To quantitatively evaluate the TOFD diffraction results, a signal-to-noise (SNR) calculation was performed for each defect in every scan following the Equation (1). The average signal value as well as the average noise value are obtained by measuring a representative square from the defect and next to the defect respectively.
The SNR values were then compared across different configuration and PCS settings. The resulting data has been systematically organized by configurations:
Figure 6a for flat-sole probes and
Figure 6b for curves ones. Within each graph distinct plots are represented for individual PCSs and defects. The results assigned to the defects represent the average of the three consecutive scan repetitions with a mean variation of 0.8 dB, hence providing a robust basis for comparative analysis across configurations.
Here it can be seen that, in the best case scenarios, the SNR curves exhibit an improvement of 24% for curved sole probes compared to flat-sole probes. Specifically, for flat probes, the optimal PCS ranges from 300 to 350 mm, yielding an average SNR of 15.5 dB. In contrast, curved-sole probes, with an optimal PCS range of 160 to 180 mm, can achieve a remarkable 21.3 dB. This dB difference is significant for defect detection. The higher mean SNR, which can exceed +6 dB in some cases, indicates that curved-sole probes capture a more robust acoustic signal, enhancing their effectiveness in identifying defects.
3.3. Discussion
Overall, the summary of the SNR results for each configuration is shown in
Figure 7, where the trends by PCS are visually displayed and the results obtained through the research are clearly visible. Here, dotted lines denote the flat-sole probes, whereas solid lines indicate the curved-sole ones. Notably, the optimal analysis parameters leading to the highest SNR results are observed at approximately 300 mm PCS for the 60° angled flat-sole probes and over 350 mm PCS for the 70° counterparts. The curved-sole configurations display optimal signal-to-noise ratio (SNR) values between 160–180 mm PCS. Moreover, it is evident that well-calibrated curved-sole probes consistently produce higher SNR measurements than their counterparts. This observation aligns with the outcomes of the beam distribution analysis in the simulations, reinforcing the correlation between probe sole geometry and configuration, calibration precision, and signal-to-noise ratio performance.
This comparison clearly demonstrates that several curved sole prove configurations (specifically, the combinations of 40° wedge angle with both diameters and 60° angle with the Ø12 mm) has an improved outcome in comparison to the flat probes. This result is aligned with the simulation results shown in
Section 3.1/
Figure 4: which showed that the beam distribution area is 30 to 50% wider than that of flat-sole probes across all tested combinations. This highlights the enhanced versatility of the new design.

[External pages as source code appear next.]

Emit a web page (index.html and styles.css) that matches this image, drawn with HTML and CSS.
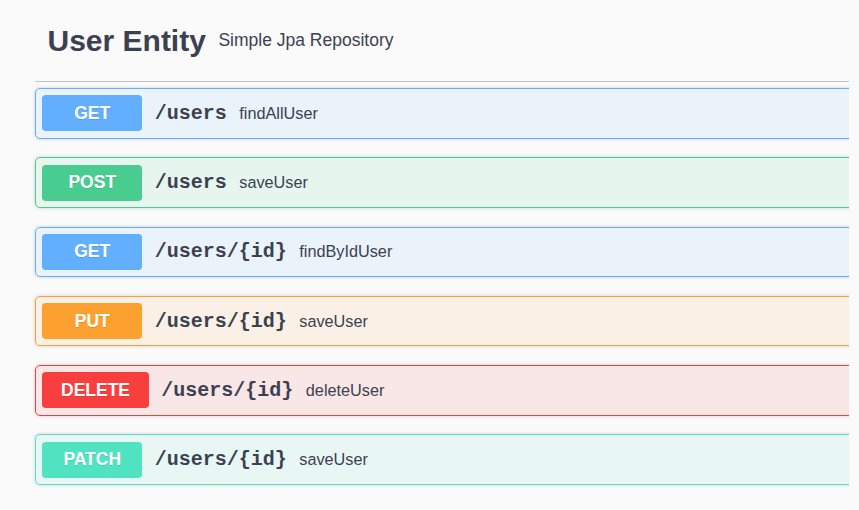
FILE: index.html
```html
<!DOCTYPE html>
<html lang="en">
<head>
<meta charset="utf-8">
<title>User Entity</title>
<link rel="stylesheet" href="styles.css">
</head>
<body>
<div class="wrapper">
  <section class="tag-section">
    <h4 class="tag">
      <span class="tag-name">User Entity</span>
      <small class="tag-desc">Simple Jpa Repository</small>
    </h4>
    <div class="opblock opblock-get">
      <div class="summary">
        <span class="method">GET</span>
        <span class="path">/users</span>
        <span class="desc">findAllUser</span>
      </div>
    </div>
    <div class="opblock opblock-post">
      <div class="summary">
        <span class="method">POST</span>
        <span class="path">/users</span>
        <span class="desc">saveUser</span>
      </div>
    </div>
    <div class="opblock opblock-get">
      <div class="summary">
        <span class="method">GET</span>
        <span class="path">/users/{id}</span>
        <span class="desc">findByIdUser</span>
      </div>
    </div>
    <div class="opblock opblock-put">
      <div class="summary">
        <span class="method">PUT</span>
        <span class="path">/users/{id}</span>
        <span class="desc">saveUser</span>
      </div>
    </div>
    <div class="opblock opblock-delete">
      <div class="summary">
        <span class="method">DELETE</span>
        <span class="path">/users/{id}</span>
        <span class="desc">deleteUser</span>
      </div>
    </div>
    <div class="opblock opblock-patch">
      <div class="summary">
        <span class="method">PATCH</span>
        <span class="path">/users/{id}</span>
        <span class="desc">saveUser</span>
      </div>
    </div>
  </section>
</div>
</body>
</html>
```

FILE: styles.css
```css
* {
  box-sizing: border-box;
}

html,
body {
  overflow: hidden;
}

body {
  margin: 10px;
  background: #fafafa;
  font-family: "Liberation Sans", Arial, sans-serif;
  color: #3b4151;
}

.wrapper {
  width: 1000px;
  padding: 0 25px;
}

.tag {
  display: flex;
  align-items: center;
  margin: 0 0 6.25px;
  padding: 12.6px 25px 22.4px 12.5px;
  border-bottom: 1px solid rgba(59, 65, 81, 0.3);
  font-weight: 700;
}

.tag-name {
  font-size: 30px;
  line-height: 36px;
}

.tag-desc {
  margin-left: 12.5px;
  font-size: 17.5px;
  font-weight: 400;
}

.opblock {
  margin: 0 0 18.75px;
  border: 1px solid #000;
  border-radius: 5px;
  box-shadow: 0 0 3.75px rgba(0, 0, 0, 0.19);
}

.summary {
  display: flex;
  align-items: center;
  padding: 6.25px;
}

.method {
  min-width: 100px;
  padding: 7.5px 18.75px;
  border-radius: 3.75px;
  font-size: 17.5px;
  line-height: 21px;
  font-weight: 700;
  text-align: center;
  color: #fff;
  text-shadow: 0 1px 0 rgba(0, 0, 0, 0.1);
}

.path {
  padding: 0 12.5px;
  font-family: "Liberation Mono", "Courier New", monospace;
  font-size: 20px;
  font-weight: 700;
  color: #3b4151;
}

.desc {
  font-size: 16.25px;
  color: #3b4151;
}

.opblock-get {
  border-color: #61affe;
  background: rgba(97, 175, 254, 0.1);
}
.opblock-get .method {
  background: #61affe;
}

.opblock-post {
  border-color: #49cc90;
  background: rgba(73, 204, 144, 0.1);
}
.opblock-post .method {
  background: #49cc90;
}

.opblock-put {
  border-color: #fca130;
  background: rgba(252, 161, 48, 0.1);
}
.opblock-put .method {
  background: #fca130;
}

.opblock-delete {
  border-color: #f93e3e;
  background: rgba(249, 62, 62, 0.1);
}
.opblock-delete .method {
  background: #f93e3e;
}

.opblock-patch {
  border-color: #50e3c2;
  background: rgba(80, 227, 194, 0.1);
}
.opblock-patch .method {
  background: #50e3c2;
}
```
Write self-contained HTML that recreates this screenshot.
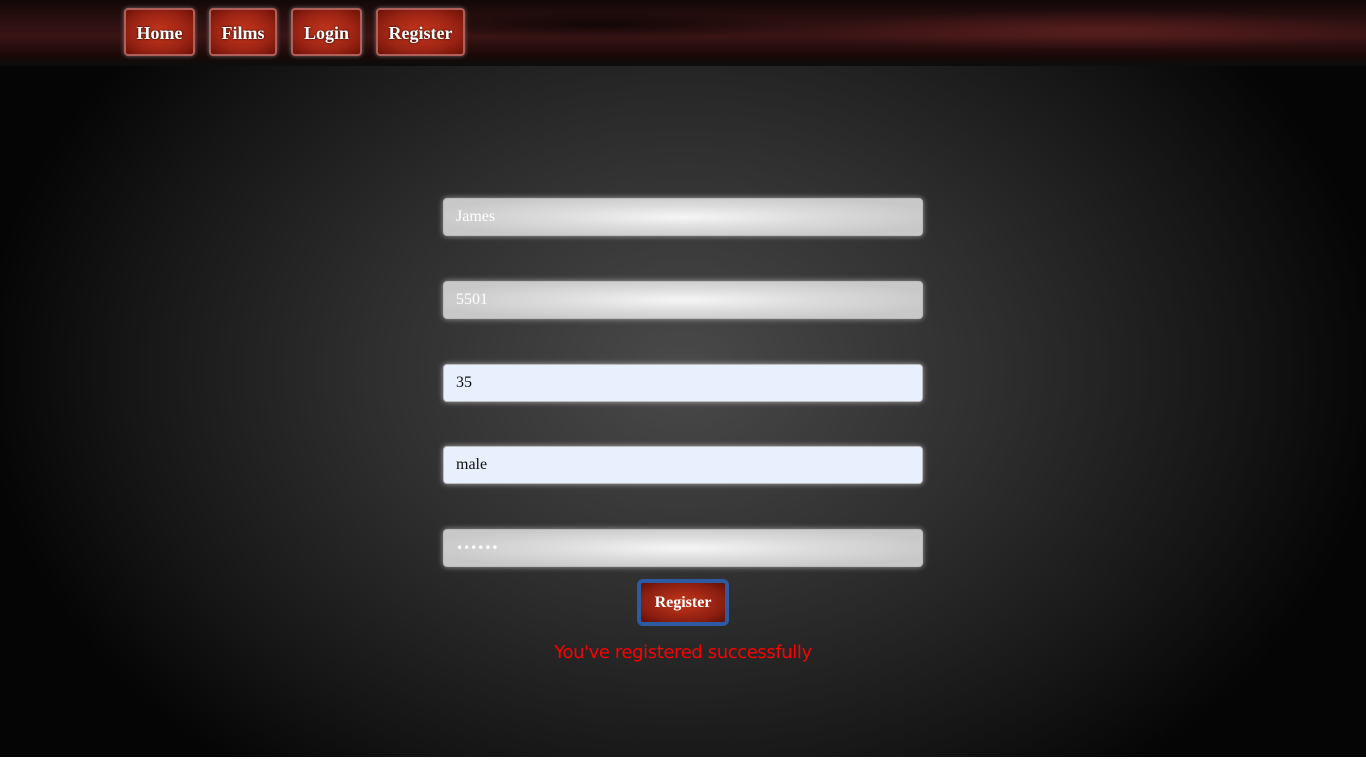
<!DOCTYPE html>
<html><head><meta charset="utf-8"><style>
html,body{margin:0;padding:0;width:1366px;height:768px;background:#fff;overflow:hidden}
#bg{position:absolute;left:0;top:0;width:1366px;height:757px;background:radial-gradient(ellipse 700px 520px at 683px 370px,#4a4a4a 0%,#2e2e2e 45%,#151515 80%,#050505 100%)}
#nav{position:absolute;left:0;top:0;width:1366px;height:66px;background:linear-gradient(180deg,#120808 0%,#2a0f0f 30%,#3a1414 55%,#1a0808 85%,#0d0d0d 100%)}
#nav:after{content:"";position:absolute;left:0;top:0;right:0;bottom:0;background:radial-gradient(ellipse 300px 20px at 1100px 30px,rgba(120,40,40,.5),transparent),radial-gradient(ellipse 200px 14px at 600px 25px,rgba(0,0,0,.6),transparent)}
.nb{position:absolute;top:8px;height:48px;box-sizing:border-box;border:2px solid #b0605a;border-radius:4px;box-shadow:0 0 4px rgba(255,255,255,.4);background:radial-gradient(ellipse at center,#c7361c 0%,#9c2414 60%,#6e1208 100%);color:#fff;font:bold 18px "Liberation Serif",serif;text-align:center;line-height:46px;z-index:2;text-shadow:0 0 2px #000}
.in{position:absolute;left:443px;width:480px;height:38px;box-sizing:border-box;border:1px solid #bbb;border-radius:4px;box-shadow:0 0 6px rgba(255,255,255,.55);font:16px "Liberation Serif",serif;padding-left:12px;line-height:36px}
.g{background:radial-gradient(ellipse 260px 22px at center,#f6f6f6 0%,#dcdcdc 50%,#c8c8c8 100%);color:#fff}
.w{background:#e8f0fe;color:#111}
#btn{position:absolute;left:637px;top:579px;width:92px;height:47px;box-sizing:border-box;border:4px solid #2d5aa0;border-radius:6px;background:radial-gradient(ellipse at center,#c7361c 0%,#8a1e10 70%,#5e0f06 100%);color:#fff;font:bold 16px "Liberation Serif",serif;text-align:center;line-height:39px}
#msg{position:absolute;left:0;width:1366px;top:642px;text-align:center;color:#f00;font:18px "DejaVu Sans","Liberation Sans",sans-serif;letter-spacing:-.4px}
</style></head><body>
<div id="bg"></div>
<div id="nav"></div>
<div class="nb" style="left:124px;width:71px">Home</div>
<div class="nb" style="left:209px;width:68px">Films</div>
<div class="nb" style="left:291px;width:71px">Login</div>
<div class="nb" style="left:376px;width:89px">Register</div>
<div class="in g" style="top:198px">James</div>
<div class="in g" style="top:281px">5501</div>
<div class="in w" style="top:364px">35</div>
<div class="in w" style="top:446px">male</div>
<div class="in g" style="top:529px;font-family:'DejaVu Sans',sans-serif;font-size:12px">••••••</div>
<div id="btn">Register</div>
<div id="msg">You've registered successfully</div>
</body></html>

Increasing the acoustic signal by approximately 6 dB provides a range of significant benefits in improving the defect detection [
27]. The improved sensitivity resulting from higher SNR enables curved-sole probes to detect smaller defects with greater resolution and sensitivity, surpassing the capabilities of their flat-sole probes and providing a substantial safety margin. Particularly in challenging conditions characterized by higher background noise, greater defect depths, thicker samples or materials with attenuating properties [
28]. Moreover, the reduction in false negatives, a notable outcome of the higher SNR, minimizes uncertainties and human error, boosting the reliability of defect identification, mitigating the risk of inaccurate results and improving operators’ working conditions [
22,
23]. This enhanced acoustic signal not only ensures consistency and reliability in defect detection but also contributes to the robustness of the entire detection system.
Finally, curved-sole probes provide an optimal PCS that is shorter than flat probes (i.e., curved PCS ≈ 160–180 mm while flat PCS ≈ 300–350 mm). This new probe design allows to create devices accessible to more restrictive components. This has extensive advantages such as the reduction of preparation area, increased accessibility in confined or challenging spaces, and potential for a lighter and shorter carriage to facilitate easier handling and transportation. Curved-sole probes offer increased flexibility, allowing for a wider inspection range. Moreover, the fact of having lighter and shorter inspection tools combined with the capability of inspecting the full width of the part in a single pass contrary to the multiple passes required for parts over 50 mm makes the automatization of the process more manageable.
4. Conclusions
Overall, this study proposes a new transducer design featuring a curved sole for Time-of-Flight Diffraction (TOFD) analysis, aimed at enhancing defect detectability. The research compares the newly designed curved-sole transducers to conventional flat-sole ones, employing simulations to observe the beam distribution as well as empirical testing.
Simulations of beam distribution with the new curved sole demonstrate a 30 to 50% larger focusing area, where high acoustic pressure enhances the detection of discontinuities, compared to the flat-soled ones. Experimental tests have supported simulation results by confirming that curved-sole probes provide a 24% increase in SNR (i.e., over +6 dB) when compared under equivalent conditions. This demonstrates that curved-sole probes are capable of capturing a more robust acoustic signal, allowing for the detection of smaller and deeper defects at a wider depth, granting a greater resolution and sensitivity.
Moreover, this test has also demonstrated that PCS is the most influential parameter, compared to the refraction angle and lens diameter, with curved-sole probes performing optimally at shorter distances. Specifically, curved-sole probes are most effective with a PCS of 160 to 180 mm, whereas flat-sole probes perform best with a PCS of 300 to 350 mm. This allows for the development of smaller and lighter designs that are easier to handle and more suitable for accessing confined spaces.
It is clear that these new transducers offer a larger and more versatile scanning area, outperforming flat probes in terms of defect detection and SNR. They boost TOFD capabilities, thus improving non-destructive defect detection testing especially in thick-walled materials and provide a more efficient solution for ultrasonic flaw detection in practical scenarios.